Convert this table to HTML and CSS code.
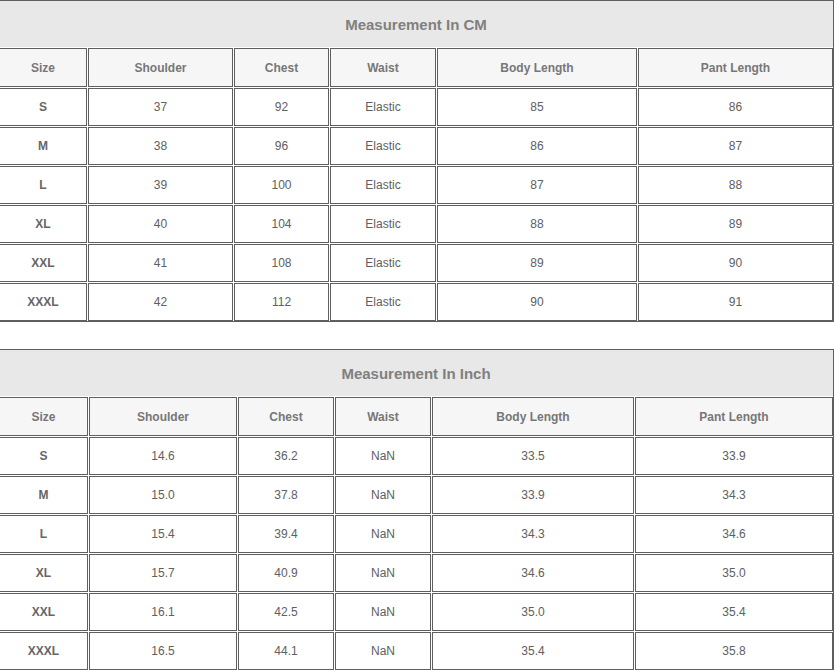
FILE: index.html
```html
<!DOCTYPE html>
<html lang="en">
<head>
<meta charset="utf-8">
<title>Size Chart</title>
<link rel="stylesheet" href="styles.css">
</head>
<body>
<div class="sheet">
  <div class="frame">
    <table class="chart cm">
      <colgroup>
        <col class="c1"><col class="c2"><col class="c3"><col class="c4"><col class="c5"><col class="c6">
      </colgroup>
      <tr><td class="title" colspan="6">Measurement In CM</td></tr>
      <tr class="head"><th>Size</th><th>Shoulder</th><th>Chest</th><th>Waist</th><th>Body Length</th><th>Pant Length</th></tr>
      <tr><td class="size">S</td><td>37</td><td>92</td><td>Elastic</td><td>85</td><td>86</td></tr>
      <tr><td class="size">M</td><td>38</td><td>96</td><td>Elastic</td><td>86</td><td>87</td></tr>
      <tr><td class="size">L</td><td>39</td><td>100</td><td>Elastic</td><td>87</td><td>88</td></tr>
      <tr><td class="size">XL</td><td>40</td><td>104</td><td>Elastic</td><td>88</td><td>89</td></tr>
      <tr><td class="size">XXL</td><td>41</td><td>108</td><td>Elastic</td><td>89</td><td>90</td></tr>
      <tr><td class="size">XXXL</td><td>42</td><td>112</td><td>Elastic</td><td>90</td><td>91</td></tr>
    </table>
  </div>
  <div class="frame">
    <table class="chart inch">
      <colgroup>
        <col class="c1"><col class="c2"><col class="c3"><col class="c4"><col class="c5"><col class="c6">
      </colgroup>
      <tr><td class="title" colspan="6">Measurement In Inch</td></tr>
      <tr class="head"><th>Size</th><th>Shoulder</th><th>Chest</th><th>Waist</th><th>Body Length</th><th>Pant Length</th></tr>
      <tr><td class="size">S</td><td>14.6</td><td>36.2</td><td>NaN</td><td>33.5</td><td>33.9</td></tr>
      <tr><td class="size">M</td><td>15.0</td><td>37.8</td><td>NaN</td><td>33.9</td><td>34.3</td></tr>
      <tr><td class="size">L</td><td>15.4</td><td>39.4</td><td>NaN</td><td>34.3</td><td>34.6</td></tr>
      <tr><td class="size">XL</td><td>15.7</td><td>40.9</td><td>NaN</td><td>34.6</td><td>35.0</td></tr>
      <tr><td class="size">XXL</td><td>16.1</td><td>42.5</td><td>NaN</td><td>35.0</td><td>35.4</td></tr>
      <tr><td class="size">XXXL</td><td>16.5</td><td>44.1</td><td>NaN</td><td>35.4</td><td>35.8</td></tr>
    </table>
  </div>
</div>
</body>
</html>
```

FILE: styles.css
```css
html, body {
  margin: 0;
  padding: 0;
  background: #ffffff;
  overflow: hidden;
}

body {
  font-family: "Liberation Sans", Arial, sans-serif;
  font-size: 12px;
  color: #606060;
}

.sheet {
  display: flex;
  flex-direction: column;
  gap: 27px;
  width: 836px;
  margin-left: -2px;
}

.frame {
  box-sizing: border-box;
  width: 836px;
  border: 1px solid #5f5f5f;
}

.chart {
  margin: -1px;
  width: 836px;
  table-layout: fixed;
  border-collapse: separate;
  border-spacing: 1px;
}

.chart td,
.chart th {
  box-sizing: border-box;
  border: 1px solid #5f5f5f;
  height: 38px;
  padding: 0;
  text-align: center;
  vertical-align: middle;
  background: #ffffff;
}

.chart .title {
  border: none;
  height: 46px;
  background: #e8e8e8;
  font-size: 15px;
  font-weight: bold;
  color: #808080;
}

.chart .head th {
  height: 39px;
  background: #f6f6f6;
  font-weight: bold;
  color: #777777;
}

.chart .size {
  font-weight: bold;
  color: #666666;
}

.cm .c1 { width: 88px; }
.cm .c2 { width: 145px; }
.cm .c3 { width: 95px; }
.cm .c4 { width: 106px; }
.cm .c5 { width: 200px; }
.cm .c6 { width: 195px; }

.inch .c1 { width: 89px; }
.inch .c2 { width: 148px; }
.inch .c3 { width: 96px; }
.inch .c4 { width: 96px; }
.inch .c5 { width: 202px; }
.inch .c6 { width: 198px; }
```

● ● ● ●

What you should do => Output each line exactly; omit every picture.

Task response =>
Convert this table to HTML and CSS code.
FILE: index.html
```html
<!DOCTYPE html>
<html lang="en">
<head>
<meta charset="utf-8">
<title>Size Chart</title>
<link rel="stylesheet" href="styles.css">
</head>
<body>
<div class="sheet">
  <div class="frame">
    <table class="chart cm">
      <colgroup>
        <col class="c1"><col class="c2"><col class="c3"><col class="c4"><col class="c5"><col class="c6">
      </colgroup>
      <tr><td class="title" colspan="6">Measurement In CM</td></tr>
      <tr class="head"><th>Size</th><th>Shoulder</th><th>Chest</th><th>Waist</th><th>Body Length</th><th>Pant Length</th></tr>
      <tr><td class="size">S</td><td>37</td><td>92</td><td>Elastic</td><td>85</td><td>86</td></tr>
      <tr><td class="size">M</td><td>38</td><td>96</td><td>Elastic</td><td>86</td><td>87</td></tr>
      <tr><td class="size">L</td><td>39</td><td>100</td><td>Elastic</td><td>87</td><td>88</td></tr>
      <tr><td class="size">XL</td><td>40</td><td>104</td><td>Elastic</td><td>88</td><td>89</td></tr>
      <tr><td class="size">XXL</td><td>41</td><td>108</td><td>Elastic</td><td>89</td><td>90</td></tr>
      <tr><td class="size">XXXL</td><td>42</td><td>112</td><td>Elastic</td><td>90</td><td>91</td></tr>
    </table>
  </div>
  <div class="frame">
    <table class="chart inch">
      <colgroup>
        <col class="c1"><col class="c2"><col class="c3"><col class="c4"><col class="c5"><col class="c6">
      </colgroup>
      <tr><td class="title" colspan="6">Measurement In Inch</td></tr>
      <tr class="head"><th>Size</th><th>Shoulder</th><th>Chest</th><th>Waist</th><th>Body Length</th><th>Pant Length</th></tr>
      <tr><td class="size">S</td><td>14.6</td><td>36.2</td><td>NaN</td><td>33.5</td><td>33.9</td></tr>
      <tr><td class="size">M</td><td>15.0</td><td>37.8</td><td>NaN</td><td>33.9</td><td>34.3</td></tr>
      <tr><td class="size">L</td><td>15.4</td><td>39.4</td><td>NaN</td><td>34.3</td><td>34.6</td></tr>
      <tr><td class="size">XL</td><td>15.7</td><td>40.9</td><td>NaN</td><td>34.6</td><td>35.0</td></tr>
      <tr><td class="size">XXL</td><td>16.1</td><td>42.5</td><td>NaN</td><td>35.0</td><td>35.4</td></tr>
      <tr><td class="size">XXXL</td><td>16.5</td><td>44.1</td><td>NaN</td><td>35.4</td><td>35.8</td></tr>
    </table>
  </div>
</div>
</body>
</html>
```

FILE: styles.css
```css
html, body {
  margin: 0;
  padding: 0;
  background: #ffffff;
  overflow: hidden;
}

body {
  font-family: "Liberation Sans", Arial, sans-serif;
  font-size: 12px;
  color: #606060;
}

.sheet {
  display: flex;
  flex-direction: column;
  gap: 27px;
  width: 836px;
  margin-left: -2px;
}

.frame {
  box-sizing: border-box;
  width: 836px;
  border: 1px solid #5f5f5f;
}

.chart {
  margin: -1px;
  width: 836px;
  table-layout: fixed;
  border-collapse: separate;
  border-spacing: 1px;
}

.chart td,
.chart th {
  box-sizing: border-box;
  border: 1px solid #5f5f5f;
  height: 38px;
  padding: 0;
  text-align: center;
  vertical-align: middle;
  background: #ffffff;
}

.chart .title {
  border: none;
  height: 46px;
  background: #e8e8e8;
  font-size: 15px;
  font-weight: bold;
  color: #808080;
}

.chart .head th {
  height: 39px;
  background: #f6f6f6;
  font-weight: bold;
  color: #777777;
}

.chart .size {
  font-weight: bold;
  color: #666666;
}

.cm .c1 { width: 88px; }
.cm .c2 { width: 145px; }
.cm .c3 { width: 95px; }
.cm .c4 { width: 106px; }
.cm .c5 { width: 200px; }
.cm .c6 { width: 195px; }

.inch .c1 { width: 89px; }
.inch .c2 { width: 148px; }
.inch .c3 { width: 96px; }
.inch .c4 { width: 96px; }
.inch .c5 { width: 202px; }
.inch .c6 { width: 198px; }
```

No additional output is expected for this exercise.